By 15th June 2017 No Comments
Keystone Column 75 - Risk Adverse Buyers.

Welcome to the Keystone Column. This week how to sell to risk averse buyers i.e most public buyers. More evidence of increasing costs in Ireland. As usual, we conclude with our weekly list of current Irish public tenders.

Business news

Increasing costs

The Irish Times has details of a new Eurostat survey that suggests Ireland is second most expensive EU state for goods and services. Prices across a range of products were 125% the EU average. The findings come on the back of a string of indicators pointing to a loss of competitiveness here on foot of strong employment growth and a pick-up in wage demands.

The Irish Small and Medium Enterprises Association (ISME) said it was not surprised by the findings as they reflect the inflated cost base that businesses here are subjected to. Chief executive Neil McDonnell said when the Consumer Price Index is broken out into its relevant components, “the things that are going up most are health, education and insurance”. The Government has the ability to bring down costs in these areas through legislation or taxation but appears disinclined to do this, he said.

Identifying Risk Averse Buyers

Public Spend Form has an interesting piece on the different faces of risk aversion in Public Sector procurement.

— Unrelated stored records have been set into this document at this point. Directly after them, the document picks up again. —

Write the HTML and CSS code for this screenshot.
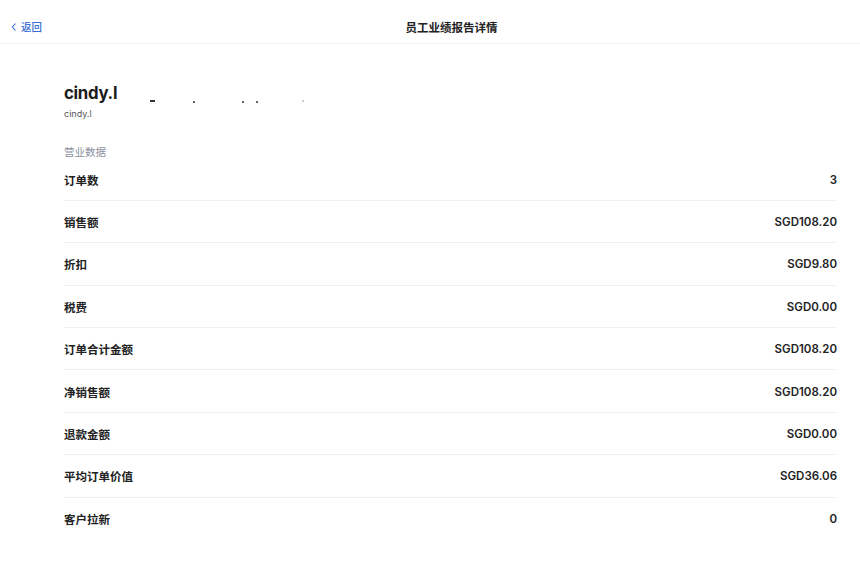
FILE: index.html
```html
<!DOCTYPE html>
<html lang="zh-CN">
<head>
<meta charset="utf-8">
<title>员工业绩报告详情</title>
<link rel="stylesheet" href="styles.css">
</head>
<body>
<header class="topbar">
  <a class="back" href="#">
    <svg class="chev" viewBox="0 0 6 10" width="5" height="8"><path d="M5 1 L1.5 5 L5 9" fill="none" stroke="currentColor" stroke-width="1.4" stroke-linecap="round" stroke-linejoin="round"/></svg>
    <span>返回</span>
  </a>
  <div class="title">员工业绩报告详情</div>
</header>
<main class="content">
  <section class="profile">
    <div class="name-line">
      <span class="name">cindy.l</span>
      <span class="marks"><i class="m dash"></i><i class="m d1"></i><i class="m d2"></i><i class="m d3"></i><i class="m d4"></i></span>
    </div>
    <div class="account">cindy.l</div>
  </section>
  <section class="stats">
    <div class="section-label">营业数据</div>
    <div class="row"><span class="label">订单数</span><span class="value">3</span></div>
    <div class="row"><span class="label">销售额</span><span class="value">SGD108.20</span></div>
    <div class="row"><span class="label">折扣</span><span class="value">SGD9.80</span></div>
    <div class="row"><span class="label">税费</span><span class="value">SGD0.00</span></div>
    <div class="row"><span class="label">订单合计金额</span><span class="value">SGD108.20</span></div>
    <div class="row"><span class="label">净销售额</span><span class="value">SGD108.20</span></div>
    <div class="row"><span class="label">退款金额</span><span class="value">SGD0.00</span></div>
    <div class="row"><span class="label">平均订单价值</span><span class="value">SGD36.06</span></div>
    <div class="row"><span class="label">客户拉新</span><span class="value">0</span></div>
  </section>
</main>
</body>
</html>
```

FILE: styles.css
```css
* { box-sizing: border-box; }
html, body { margin: 0; padding: 0; background: #ffffff; }
body {
  font-family: "Inter", "Noto Sans CJK SC", sans-serif;
  color: #1f1f1f;
  width: 860px;
  height: 571px;
  overflow: hidden;
}
.topbar {
  height: 44px;
  padding-top: 10px;
  display: flex;
  align-items: center;
  border-bottom: 1px solid #f3f3f4;
}
.back {
  display: flex;
  align-items: center;
  gap: 5px;
  padding-left: 11px;
  color: #3b6fd6;
  text-decoration: none;
  font-size: 10.5px;
  font-weight: 500;
  width: 43px;
}
.chev { display: block; }
.title {
  flex: 1;
  text-align: center;
  font-size: 11.5px;
  font-weight: 600;
  color: #222;
}
.content {
  padding: 0 23px 0 64px;
}
.profile {
  padding-top: 38px;
}
.name-line {
  display: flex;
  align-items: flex-end;
  height: 22px;
}
.name {
  font-size: 16.8px;
  font-weight: 700;
  line-height: 22px;
  letter-spacing: -0.3px;
  color: #1c1c1c;
}
.marks {
  position: relative;
  height: 22px;
  width: 200px;
}
.m {
  position: absolute;
  background: #333;
}
.dash { left: 33px; top: 18px; width: 5px; height: 1.5px; }
.d1 { left: 76px; top: 19px; width: 2px; height: 2px; border-radius: 1px; }
.d2 { left: 125px; top: 19px; width: 2px; height: 2px; border-radius: 1px; }
.d3 { left: 139px; top: 19px; width: 2px; height: 2px; border-radius: 1px; }
.d4 { left: 185px; top: 18px; width: 1.5px; height: 1.5px; background: #ccc; }
.account {
  margin-top: 4px;
  font-size: 9px;
  line-height: 12px;
  color: #555;
}
.stats {
  margin-top: 26px;
}
.section-label {
  font-size: 10.5px;
  line-height: 14px;
  color: #8b90a0;
  margin-bottom: -1.5px;
}
.row {
  height: 42.4px;
  display: flex;
  align-items: center;
  justify-content: space-between;
  border-bottom: 1px solid #f1f1f2;
  font-size: 11.5px;
  font-weight: 600;
  color: #222;
}
.row:last-child { border-bottom: none; }
.label { padding-top: 1px; }
.value { padding-top: 1px; }
```
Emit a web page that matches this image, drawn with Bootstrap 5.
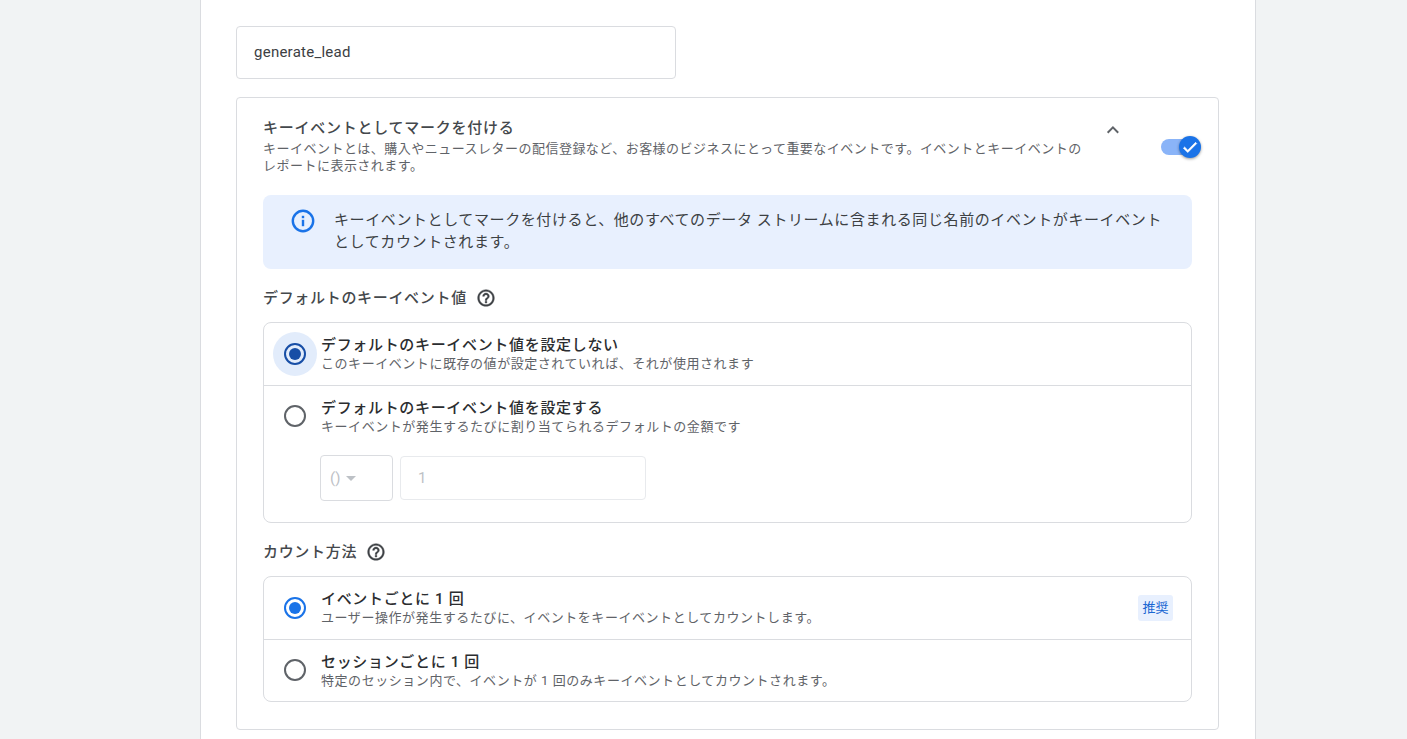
<!DOCTYPE html>
<html lang="ja">
<head>
    <meta charset="UTF-8">
    <meta name="viewport" content="width=device-width, initial-scale=1.0">
    <title>キーイベント</title>
    <link href="https://cdn.jsdelivr.net/npm/bootstrap@5.3.3/dist/css/bootstrap.min.css" rel="stylesheet">
    <style>
        html, body { height: 100%; overflow: hidden; }
        body {
            background: #f1f3f4;
            font-family: Roboto, "Noto Sans CJK JP", sans-serif;
            color: #3c4043;
        }
        .page-panel {
            width: 1056px;
            height: 739px;
            margin-left: 200px;
            padding: 26px 36px 0 35px;
            background: #fff;
            border-left: 1px solid #dadce0;
            border-right: 1px solid #dadce0;
        }
        .name-box {
            width: 440px;
            height: 53px;
            padding: 0 17px;
            border: 1px solid #dadce0;
            border-radius: 4px;
            font-size: 15px;
            letter-spacing: .25px;
            line-height: 51px;
            color: #3c4043;
        }
        .key-card {
            margin-top: 18px;
            height: 633px;
            padding: 20px 26px 0;
            border: 1px solid #dadce0;
            border-radius: 4px;
        }
        .key-head { height: 77px; }
        .key-head-text { width: 826px; }
        .key-title { font-size: 15px; letter-spacing: .75px; line-height: 20px; font-weight: 500; color: #44484c; }
        .key-desc { font-size: 13px; letter-spacing: .48px; line-height: 17px; color: #5f6368; margin-top: 2px; }
        .chev { margin: 0 0 0 17px; width: 24px; height: 24px; }
        .toggle-wrap { position: relative; width: 40px; height: 24px; margin-left: 36px; margin-right: -9px; margin-top: 16px; }
        .toggle-track { position: absolute; left: 0; top: 5px; width: 34px; height: 16px; border-radius: 8px; background: #8ab4f8; }
        .toggle-knob {
            position: absolute; left: 18px; top: 2px; width: 22px; height: 22px; border-radius: 50%;
            background: #1a73e8; box-shadow: 0 1px 3px rgba(0,0,0,.4);
        }
        .info-box {
            height: 74px;
            padding: 14px 28px 0 28px;
            background: #e8f0fe;
            border-radius: 8px;
            font-size: 15px;
            letter-spacing: .6px;
            line-height: 22px;
            color: #3c4043;
        }
        .info-text { margin-left: 19px; }
        .sect-label { font-size: 15px; letter-spacing: .68px; line-height: 20px; font-weight: 500; color: #44484c; }
        .label-one { margin-top: 19px; height: 20px; }
        .label-two { margin-top: 19px; height: 20px; }
        .opt-box { border: 1px solid #dadce0; border-radius: 8px; margin-top: 14px; }
        .opt-row { position: relative; height: 62px; padding-left: 57px; padding-top: 12px; }
        .opt-row + .opt-row { border-top: 1px solid #dadce0; }
        .opt-row + .opt-row .radio-mark { top: 19px; }
        .opt-row.opt-tall { height: 137px; }
        .opt-title { font-size: 15px; letter-spacing: .67px; line-height: 20px; font-weight: 500; color: #2b2d30; }
        .opt-sub { font-size: 13px; letter-spacing: .55px; line-height: 16px; color: #5f6368; margin-top: 1px; }
        .radio-halo { position: absolute; left: 9px; top: 9px; width: 44px; height: 44px; border-radius: 50%; background: #e2ecfb; }
        .radio-mark { position: absolute; left: 20px; top: 20px; width: 22px; height: 22px; border-radius: 50%; border: 2px solid #5f6368; }
        .radio-on { border-color: #1a73e8; }
        .radio-on::after { content: ""; position: absolute; left: 3px; top: 3px; width: 12px; height: 12px; border-radius: 50%; background: #1a73e8; }
        .radio-dark { border-color: #174ea6; }
        .radio-dark::after { background: #174ea6; }
        .value-inputs { margin-top: 20px; margin-left: -1px; gap: 7px; color: #bdc1c6; font-size: 15px; }
        .cur-box { width: 73px; height: 46px; border: 1px solid #dadce0; border-radius: 4px; padding-left: 9px; }
        .cur-caret { width: 0; height: 0; margin-left: 6px; border-left: 5px solid transparent; border-right: 5px solid transparent; border-top: 5px solid #bdc1c6; }
        .amt-box { width: 246px; height: 44px; border: 1px solid #e8eaed; border-radius: 4px; padding-left: 17px; }
        .rec-tag {
            position: absolute; right: 18px; top: 18px; width: 35px; height: 26px;
            background: #e8f0fe; border-radius: 3px; color: #1967d2;
            font-size: 13px; line-height: 26px; text-align: center;
        }
        .help-icon { fill: #3c4043; stroke: #3c4043; stroke-width: .5; margin-left: 1px; }
    </style>
</head>
<body>
    <div class="page-panel">
        <div class="name-box">generate_lead</div>
        <div class="key-card">
            <div class="key-head d-flex align-items-start">
                <div class="key-head-text">
                    <div class="key-title">キーイベントとしてマークを付ける</div>
                    <div class="key-desc">キーイベントとは、購入やニュースレターの配信登録など、お客様のビジネスにとって重要なイベントです。イベントとキーイベントのレポートに表示されます。</div>
                </div>
                <svg class="chev" viewBox="0 0 24 24" fill="#5f6368"><path d="M12 8l-6 6 1.41 1.41L12 10.83l4.59 4.58L18 14z"/></svg>
                <div class="toggle-wrap">
                    <div class="toggle-track"></div>
                    <div class="toggle-knob d-flex align-items-center justify-content-center">
                        <svg width="18" height="18" viewBox="0 0 24 24" fill="#fff" stroke="#fff" stroke-width=".8"><path d="M9 16.2L4.8 12l-1.6 1.6L9 19.4 21 7.4 19.4 5.8z"/></svg>
                    </div>
                </div>
            </div>
            <div class="info-box d-flex align-items-start">
                <svg class="flex-shrink-0" width="24" height="24" viewBox="0 0 24 24"><circle cx="12" cy="12" r="10.2" fill="none" stroke="#1a73e8" stroke-width="2.4"/><rect x="10.8" y="10.8" width="2.4" height="6.4" fill="#1a73e8"/><rect x="10.8" y="6.8" width="2.4" height="2.4" fill="#1a73e8"/></svg>
                <div class="info-text">キーイベントとしてマークを付けると、他のすべてのデータ ストリームに含まれる同じ名前のイベントがキーイベントとしてカウントされます。</div>
            </div>
            <div class="sect-label label-one d-flex align-items-center gap-2">デフォルトのキーイベント値
                <svg class="help-icon" width="20" height="20" viewBox="0 0 24 24"><path d="M11 18h2v-2h-2v2zm1-16C6.48 2 2 6.48 2 12s4.48 10 10 10 10-4.48 10-10S17.52 2 12 2zm0 18c-4.41 0-8-3.59-8-8s3.59-8 8-8 8 3.59 8 8-3.59 8-8 8zm0-14c-2.21 0-4 1.79-4 4h2c0-1.1.9-2 2-2s2 .9 2 2c0 2-3 1.75-3 5h2c0-2.25 3-2.5 3-5 0-2.21-1.79-4-4-4z"/></svg>
            </div>
            <div class="opt-box">
                <div class="opt-row">
                    <div class="radio-halo"></div>
                    <div class="radio-mark radio-on radio-dark"></div>
                    <div class="opt-title">デフォルトのキーイベント値を設定しない</div>
                    <div class="opt-sub">このキーイベントに既存の値が設定されていれば、それが使用されます</div>
                </div>
                <div class="opt-row opt-tall">
                    <div class="radio-mark"></div>
                    <div class="opt-title">デフォルトのキーイベント値を設定する</div>
                    <div class="opt-sub">キーイベントが発生するたびに割り当てられるデフォルトの金額です</div>
                    <div class="value-inputs d-flex align-items-center">
                        <div class="cur-box d-flex align-items-center">()<span class="cur-caret"></span></div>
                        <div class="amt-box d-flex align-items-center">1</div>
                    </div>
                </div>
            </div>
            <div class="sect-label label-two d-flex align-items-center gap-2">カウント方法
                <svg class="help-icon" width="20" height="20" viewBox="0 0 24 24"><path d="M11 18h2v-2h-2v2zm1-16C6.48 2 2 6.48 2 12s4.48 10 10 10 10-4.48 10-10S17.52 2 12 2zm0 18c-4.41 0-8-3.59-8-8s3.59-8 8-8 8 3.59 8 8-3.59 8-8 8zm0-14c-2.21 0-4 1.79-4 4h2c0-1.1.9-2 2-2s2 .9 2 2c0 2-3 1.75-3 5h2c0-2.25 3-2.5 3-5 0-2.21-1.79-4-4-4z"/></svg>
            </div>
            <div class="opt-box">
                <div class="opt-row">
                    <div class="radio-mark radio-on"></div>
                    <div class="opt-title">イベントごとに 1 回</div>
                    <div class="opt-sub">ユーザー操作が発生するたびに、イベントをキーイベントとしてカウントします。</div>
                    <div class="rec-tag">推奨</div>
                </div>
                <div class="opt-row">
                    <div class="radio-mark"></div>
                    <div class="opt-title">セッションごとに 1 回</div>
                    <div class="opt-sub">特定のセッション内で、イベントが 1 回のみキーイベントとしてカウントされます。</div>
                </div>
            </div>
        </div>
    </div>
    <script src="https://cdn.jsdelivr.net/npm/bootstrap@5.3.3/dist/js/bootstrap.bundle.min.js"></script>
</body>
</html>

It identifies three key reasons or types of people who demonstrate risk aversion:

  1. The naturally risk averse: There are many individuals who are naturally inclined to risk averse behaviour: some people don’t like risks.
  2. Risk aversion from the top: If this direction comes down from the top, then more junior staff will respond to that. If leaders reward staff for following the rules, for staying out of trouble, rather than for creative and commercial problem solving, then a certain type of behaviour will follow.
  3. Risk aversion through lack of capability: There are many who simply do not have the knowledge, experience or skills to understand how or why to move to an alternative approach.  They may not know the procurement regulations well enough to identify opportunities, so they revert to caution as the default setting. Unfortunately, training for public procurement is lacking right across Europe.


Interesting Trends

How to sell to Risk Averse Buyers

We often encounter businesses frustrated by rejection from public buyers.  Some complain that public buyers are unwilling to take a chance on small businesses.  In our experience, public buyers are willing to buy from small businesses and SMEs – but they are risk averse. This is hardly surprising. Public procurement decisions more often than not only make the news when they go wrong! The incentives to make innovative, bold choices often do not exist. The risk of drawing unwelcome attention through a “bad” decision is very real. Is it any wonder then, that often the focus is on “safe” choices – suppliers with a proven record and a reputation for quality? What those selling in to the public sector must consider is how to make dealing with them less risky i.e. how can you convince buyers of the quality of your goods or services?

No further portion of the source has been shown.